[Interface markup and scripts]

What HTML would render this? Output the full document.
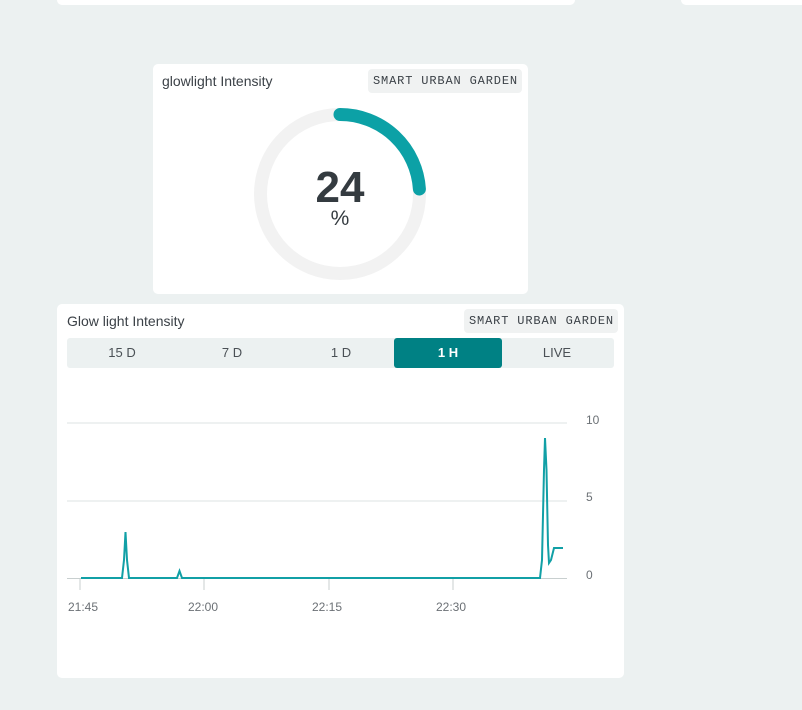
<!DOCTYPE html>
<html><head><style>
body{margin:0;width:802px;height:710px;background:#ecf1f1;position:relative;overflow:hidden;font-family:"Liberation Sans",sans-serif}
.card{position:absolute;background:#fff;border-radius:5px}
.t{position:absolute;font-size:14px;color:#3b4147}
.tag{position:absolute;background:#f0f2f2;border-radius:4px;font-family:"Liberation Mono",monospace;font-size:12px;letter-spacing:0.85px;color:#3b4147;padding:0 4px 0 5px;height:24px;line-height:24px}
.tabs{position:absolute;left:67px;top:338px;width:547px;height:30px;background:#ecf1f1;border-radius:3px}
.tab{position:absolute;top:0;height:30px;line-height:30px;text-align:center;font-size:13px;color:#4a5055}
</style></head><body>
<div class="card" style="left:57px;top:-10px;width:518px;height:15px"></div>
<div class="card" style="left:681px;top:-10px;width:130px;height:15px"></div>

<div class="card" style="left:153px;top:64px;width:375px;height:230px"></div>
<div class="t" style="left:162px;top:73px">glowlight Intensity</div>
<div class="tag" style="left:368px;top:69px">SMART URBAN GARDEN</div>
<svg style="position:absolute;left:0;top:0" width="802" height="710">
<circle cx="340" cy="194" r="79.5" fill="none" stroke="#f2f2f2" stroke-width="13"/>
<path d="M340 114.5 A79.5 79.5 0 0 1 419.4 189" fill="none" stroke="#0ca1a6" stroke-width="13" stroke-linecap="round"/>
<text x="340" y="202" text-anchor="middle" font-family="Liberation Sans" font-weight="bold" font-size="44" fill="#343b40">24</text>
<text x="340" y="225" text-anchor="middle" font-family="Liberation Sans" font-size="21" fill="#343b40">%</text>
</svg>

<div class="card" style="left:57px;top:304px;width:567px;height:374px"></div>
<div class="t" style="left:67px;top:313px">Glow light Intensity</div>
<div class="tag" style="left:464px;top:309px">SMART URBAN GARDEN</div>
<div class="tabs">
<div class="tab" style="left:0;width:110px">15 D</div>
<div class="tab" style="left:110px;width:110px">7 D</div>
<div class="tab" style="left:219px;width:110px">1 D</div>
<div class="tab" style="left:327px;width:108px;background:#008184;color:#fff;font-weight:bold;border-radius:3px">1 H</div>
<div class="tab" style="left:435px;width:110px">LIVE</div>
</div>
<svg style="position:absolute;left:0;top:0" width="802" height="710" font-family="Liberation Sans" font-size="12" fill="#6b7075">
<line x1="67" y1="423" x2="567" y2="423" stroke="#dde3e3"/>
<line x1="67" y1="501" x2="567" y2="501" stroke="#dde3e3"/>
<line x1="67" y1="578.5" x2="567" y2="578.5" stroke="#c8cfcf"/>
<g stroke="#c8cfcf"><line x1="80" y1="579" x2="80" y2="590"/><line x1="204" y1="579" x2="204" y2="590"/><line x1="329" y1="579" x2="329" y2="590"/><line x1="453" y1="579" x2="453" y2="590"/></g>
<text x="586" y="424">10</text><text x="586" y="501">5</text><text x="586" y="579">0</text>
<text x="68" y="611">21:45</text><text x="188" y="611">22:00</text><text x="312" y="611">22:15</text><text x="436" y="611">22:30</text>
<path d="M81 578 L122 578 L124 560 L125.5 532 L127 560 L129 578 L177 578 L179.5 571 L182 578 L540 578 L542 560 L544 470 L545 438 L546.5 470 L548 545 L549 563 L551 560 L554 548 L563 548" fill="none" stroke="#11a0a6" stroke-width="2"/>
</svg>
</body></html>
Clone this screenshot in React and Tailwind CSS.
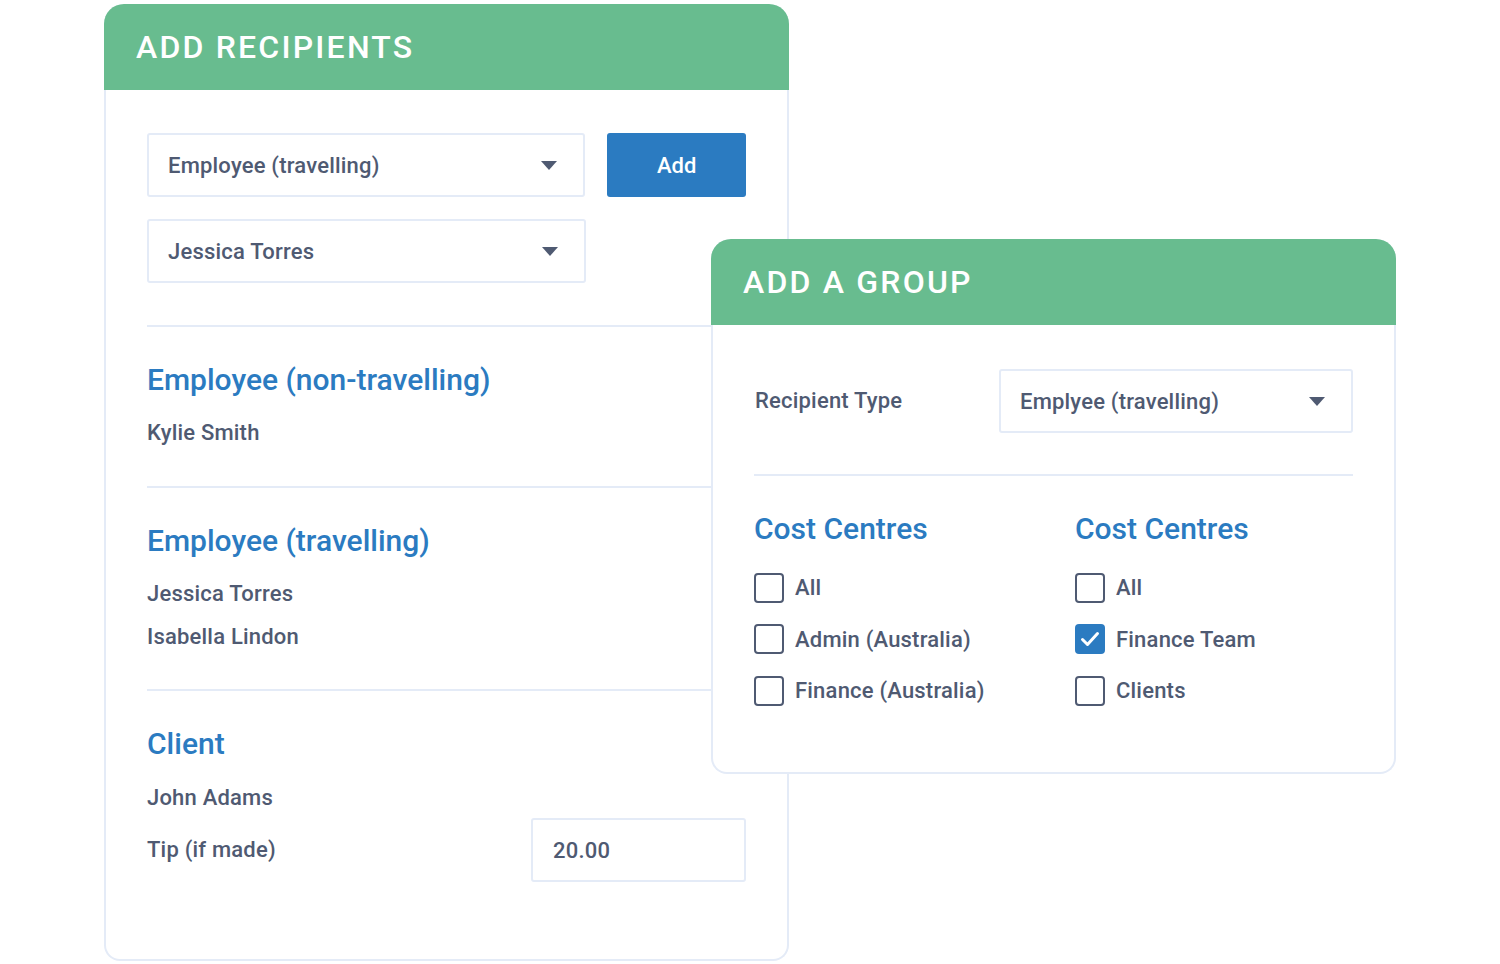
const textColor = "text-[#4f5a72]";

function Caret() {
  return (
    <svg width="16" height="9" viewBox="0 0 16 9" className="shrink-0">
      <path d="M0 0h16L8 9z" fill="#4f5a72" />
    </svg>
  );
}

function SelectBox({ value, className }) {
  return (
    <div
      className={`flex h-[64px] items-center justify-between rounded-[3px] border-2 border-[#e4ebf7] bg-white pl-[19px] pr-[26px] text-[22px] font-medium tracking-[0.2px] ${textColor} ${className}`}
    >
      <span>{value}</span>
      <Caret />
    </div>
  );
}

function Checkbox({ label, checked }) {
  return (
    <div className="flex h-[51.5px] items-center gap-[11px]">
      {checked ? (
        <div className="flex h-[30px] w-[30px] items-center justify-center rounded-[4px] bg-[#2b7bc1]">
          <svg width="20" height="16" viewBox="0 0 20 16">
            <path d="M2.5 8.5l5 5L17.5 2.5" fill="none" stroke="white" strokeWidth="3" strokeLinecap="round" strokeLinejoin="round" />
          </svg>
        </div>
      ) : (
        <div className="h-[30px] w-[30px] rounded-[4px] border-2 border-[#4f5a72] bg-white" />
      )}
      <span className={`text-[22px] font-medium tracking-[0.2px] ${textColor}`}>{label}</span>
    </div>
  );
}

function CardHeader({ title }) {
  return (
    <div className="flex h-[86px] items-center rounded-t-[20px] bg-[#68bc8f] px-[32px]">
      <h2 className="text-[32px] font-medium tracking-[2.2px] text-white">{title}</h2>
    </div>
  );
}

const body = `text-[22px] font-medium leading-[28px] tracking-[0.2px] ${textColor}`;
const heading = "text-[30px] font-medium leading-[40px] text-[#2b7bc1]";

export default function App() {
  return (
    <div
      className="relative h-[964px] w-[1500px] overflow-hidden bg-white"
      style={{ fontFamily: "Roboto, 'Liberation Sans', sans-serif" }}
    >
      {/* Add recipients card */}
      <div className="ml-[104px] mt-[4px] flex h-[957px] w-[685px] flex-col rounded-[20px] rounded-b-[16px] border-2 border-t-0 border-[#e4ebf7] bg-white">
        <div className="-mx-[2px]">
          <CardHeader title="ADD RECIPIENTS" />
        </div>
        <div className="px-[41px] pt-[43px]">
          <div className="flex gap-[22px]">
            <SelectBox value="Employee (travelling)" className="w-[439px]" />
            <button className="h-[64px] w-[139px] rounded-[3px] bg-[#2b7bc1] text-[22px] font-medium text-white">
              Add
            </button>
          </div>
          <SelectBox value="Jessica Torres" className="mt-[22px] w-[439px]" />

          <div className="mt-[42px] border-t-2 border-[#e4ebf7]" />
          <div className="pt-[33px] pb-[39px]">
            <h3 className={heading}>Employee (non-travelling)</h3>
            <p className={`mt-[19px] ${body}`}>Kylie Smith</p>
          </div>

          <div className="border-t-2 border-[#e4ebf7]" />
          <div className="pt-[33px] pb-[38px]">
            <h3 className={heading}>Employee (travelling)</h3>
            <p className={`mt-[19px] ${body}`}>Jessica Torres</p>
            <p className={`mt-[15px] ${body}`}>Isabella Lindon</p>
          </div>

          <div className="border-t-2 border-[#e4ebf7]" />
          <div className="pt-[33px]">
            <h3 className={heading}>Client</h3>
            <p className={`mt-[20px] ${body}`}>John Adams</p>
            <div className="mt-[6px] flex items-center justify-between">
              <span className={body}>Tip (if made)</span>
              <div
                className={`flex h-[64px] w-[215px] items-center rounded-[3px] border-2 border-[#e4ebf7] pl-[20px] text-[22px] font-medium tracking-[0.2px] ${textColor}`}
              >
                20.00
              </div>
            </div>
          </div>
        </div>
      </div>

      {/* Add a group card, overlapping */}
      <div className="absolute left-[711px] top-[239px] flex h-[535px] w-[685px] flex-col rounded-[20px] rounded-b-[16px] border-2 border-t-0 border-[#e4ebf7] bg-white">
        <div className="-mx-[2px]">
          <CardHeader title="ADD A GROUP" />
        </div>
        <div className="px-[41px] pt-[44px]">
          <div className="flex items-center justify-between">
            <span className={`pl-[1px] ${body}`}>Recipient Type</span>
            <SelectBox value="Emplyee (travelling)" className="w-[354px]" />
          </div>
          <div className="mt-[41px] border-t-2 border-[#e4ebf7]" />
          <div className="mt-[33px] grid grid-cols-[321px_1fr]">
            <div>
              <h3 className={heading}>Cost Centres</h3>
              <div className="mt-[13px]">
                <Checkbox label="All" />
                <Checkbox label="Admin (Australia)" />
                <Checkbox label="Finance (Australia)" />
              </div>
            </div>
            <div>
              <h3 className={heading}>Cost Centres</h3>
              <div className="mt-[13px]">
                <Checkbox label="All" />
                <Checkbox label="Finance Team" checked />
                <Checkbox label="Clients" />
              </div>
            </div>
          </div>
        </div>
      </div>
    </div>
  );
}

# The task:
Check each line of the entries above, and show every one holding the word "this".

# Task answer:
What HTML would render this? Output the full document.
Clone this screenshot in React and Tailwind CSS.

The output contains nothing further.